CANBERRA, Australia — Scott Morrison is set to make his first public appearance alongside Barnaby Joyce since his return as deputy prime minister when new Nationals ministers are sworn in.
The prime minister was allowed to leave The Lodge, the Prime Minister of Australia’s official residence on the night of July 1 after spending a tumultuous two weeks in politics quarantining at his official residence in Canberra.
The 14-day spell included Joyce replacing acting prime minister Michael McCormack as Nationals leader during a party-room spill last week.
Joyce’s frontbench picks will officially be sworn in on the afternoon of July 1 at a Government House ceremony.
One of Barnaby’s key supporters Bridget McKenzie is returning to the cabinet less than 18 months after quitting during the so-called sports ‘rorts’ saga.

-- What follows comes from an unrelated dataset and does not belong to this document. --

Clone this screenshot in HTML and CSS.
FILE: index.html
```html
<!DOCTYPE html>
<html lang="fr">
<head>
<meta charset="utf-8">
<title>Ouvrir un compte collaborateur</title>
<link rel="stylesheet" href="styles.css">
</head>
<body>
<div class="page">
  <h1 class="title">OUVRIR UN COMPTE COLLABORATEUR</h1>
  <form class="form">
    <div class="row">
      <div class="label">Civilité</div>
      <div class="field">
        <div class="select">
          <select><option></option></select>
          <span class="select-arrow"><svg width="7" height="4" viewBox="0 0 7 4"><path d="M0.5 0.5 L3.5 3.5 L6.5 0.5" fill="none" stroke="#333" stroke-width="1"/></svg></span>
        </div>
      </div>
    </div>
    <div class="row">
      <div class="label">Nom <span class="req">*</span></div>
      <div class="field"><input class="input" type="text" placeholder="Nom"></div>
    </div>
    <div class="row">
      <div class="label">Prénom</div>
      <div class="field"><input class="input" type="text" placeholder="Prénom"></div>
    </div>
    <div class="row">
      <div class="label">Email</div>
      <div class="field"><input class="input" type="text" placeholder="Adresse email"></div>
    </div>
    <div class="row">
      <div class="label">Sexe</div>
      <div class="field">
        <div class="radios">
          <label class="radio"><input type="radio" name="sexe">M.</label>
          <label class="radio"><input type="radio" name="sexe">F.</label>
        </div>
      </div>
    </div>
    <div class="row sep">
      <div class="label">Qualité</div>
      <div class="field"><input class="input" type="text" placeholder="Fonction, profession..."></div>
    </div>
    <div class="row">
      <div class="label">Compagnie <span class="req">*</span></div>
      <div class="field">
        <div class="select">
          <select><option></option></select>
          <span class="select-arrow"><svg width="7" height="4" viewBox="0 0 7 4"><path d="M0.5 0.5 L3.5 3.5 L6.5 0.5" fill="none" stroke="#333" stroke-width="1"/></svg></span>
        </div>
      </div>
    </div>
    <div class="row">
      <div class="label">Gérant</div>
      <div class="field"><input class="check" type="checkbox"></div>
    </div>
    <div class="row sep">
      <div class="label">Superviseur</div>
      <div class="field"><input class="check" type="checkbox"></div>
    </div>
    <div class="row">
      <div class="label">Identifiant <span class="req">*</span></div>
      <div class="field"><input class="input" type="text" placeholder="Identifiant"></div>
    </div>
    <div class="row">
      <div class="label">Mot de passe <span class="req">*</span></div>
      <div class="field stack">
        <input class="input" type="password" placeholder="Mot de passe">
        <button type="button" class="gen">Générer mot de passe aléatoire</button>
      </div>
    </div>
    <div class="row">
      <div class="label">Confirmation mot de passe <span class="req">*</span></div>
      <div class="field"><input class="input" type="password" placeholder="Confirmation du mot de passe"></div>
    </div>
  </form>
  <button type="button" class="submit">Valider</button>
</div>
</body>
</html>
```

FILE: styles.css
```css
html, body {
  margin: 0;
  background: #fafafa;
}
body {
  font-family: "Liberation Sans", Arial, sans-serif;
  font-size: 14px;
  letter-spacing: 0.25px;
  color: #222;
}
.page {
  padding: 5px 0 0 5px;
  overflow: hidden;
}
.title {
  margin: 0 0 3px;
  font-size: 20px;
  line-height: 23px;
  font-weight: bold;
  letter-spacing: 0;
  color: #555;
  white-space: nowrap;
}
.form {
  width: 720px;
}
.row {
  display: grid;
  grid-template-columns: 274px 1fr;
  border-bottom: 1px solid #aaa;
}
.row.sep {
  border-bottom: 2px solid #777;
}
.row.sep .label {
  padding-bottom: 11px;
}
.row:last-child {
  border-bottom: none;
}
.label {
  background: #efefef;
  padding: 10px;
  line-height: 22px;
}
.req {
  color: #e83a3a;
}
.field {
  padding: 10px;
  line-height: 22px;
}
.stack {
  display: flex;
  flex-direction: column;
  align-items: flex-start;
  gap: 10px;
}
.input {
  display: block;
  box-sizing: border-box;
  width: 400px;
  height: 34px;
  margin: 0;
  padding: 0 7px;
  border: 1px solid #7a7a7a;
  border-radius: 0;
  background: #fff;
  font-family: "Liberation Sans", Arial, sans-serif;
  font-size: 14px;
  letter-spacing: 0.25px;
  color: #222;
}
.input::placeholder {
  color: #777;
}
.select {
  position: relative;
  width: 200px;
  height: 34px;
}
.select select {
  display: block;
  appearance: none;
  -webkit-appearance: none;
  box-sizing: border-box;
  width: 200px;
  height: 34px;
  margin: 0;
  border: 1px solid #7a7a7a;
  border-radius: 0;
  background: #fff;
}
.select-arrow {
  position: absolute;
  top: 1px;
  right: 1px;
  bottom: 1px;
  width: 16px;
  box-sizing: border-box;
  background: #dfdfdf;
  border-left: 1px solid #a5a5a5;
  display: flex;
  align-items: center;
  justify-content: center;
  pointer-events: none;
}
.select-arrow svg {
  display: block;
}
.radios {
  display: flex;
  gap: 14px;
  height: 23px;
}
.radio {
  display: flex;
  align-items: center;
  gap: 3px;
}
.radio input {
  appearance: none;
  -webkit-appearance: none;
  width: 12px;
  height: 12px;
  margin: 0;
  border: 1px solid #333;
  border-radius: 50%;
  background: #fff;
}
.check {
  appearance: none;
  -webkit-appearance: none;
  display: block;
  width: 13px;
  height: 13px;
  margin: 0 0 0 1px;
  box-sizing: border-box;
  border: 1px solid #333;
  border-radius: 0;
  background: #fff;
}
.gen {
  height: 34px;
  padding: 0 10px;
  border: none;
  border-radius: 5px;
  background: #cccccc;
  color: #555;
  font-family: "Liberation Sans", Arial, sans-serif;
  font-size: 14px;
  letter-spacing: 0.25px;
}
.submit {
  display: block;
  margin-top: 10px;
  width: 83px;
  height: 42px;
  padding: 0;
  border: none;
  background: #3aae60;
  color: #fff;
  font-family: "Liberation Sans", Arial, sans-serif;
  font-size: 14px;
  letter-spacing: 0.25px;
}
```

Little-known New South Wales Member of Parliament Andrew Gee will be elevated to cabinet as the veterans’ affairs minister with Darren Chester being dumped.
Gee takes over at a crucial time with a royal commission into veteran suicide about to get underway.
Joyce also rewarded supporter and New South Wales’ Nationals member of parliament David Gillespie with a promotion to the outer ministry, while Minister for Resources, Water and Northern Territory Keith Pitt’s resources portfolio has been dumped from cabinet.
Wounds from the Nationals’ turmoil remain open with the debate about climate change policy cited as a crucial sticking point with the Liberals.
The prime minister and his deputy are set to further thrash out a new coalition agreement in face-to-face talks.
Chester penned an opinion piece pleading with the Nationals to modernize their attitudes to reducing carbon emissions.
“If the more hardline Nationals members of parliament and senators lock into a climate denial agenda, they can wave goodbye to the generation of voters who will decide the future of Australia,” he wrote in a Melbourne-based publication.
While it is the second time Joyce has dumped Chester from the cabinet, the Victorian member of parliament insists the battle should be between 1950 and 2050 rather than the two men.
Ex-Prime Minister and Liberal Party leader Malcolm Turnbull, who governed alongside Joyce, warned his return could make it impossible for the government to move towards the stance of key allies on climate.
“Barnaby is clearly determined to do everything he can to prevent Australia making a commitment to get to net zero emissions by 2050,” Turnbull said.
He said it was coal-hugging, climate-denying madness for the coalition to act irresponsibly on the global stage.
“It is just populist clap-trap that you are getting in this right-wing media bubble.”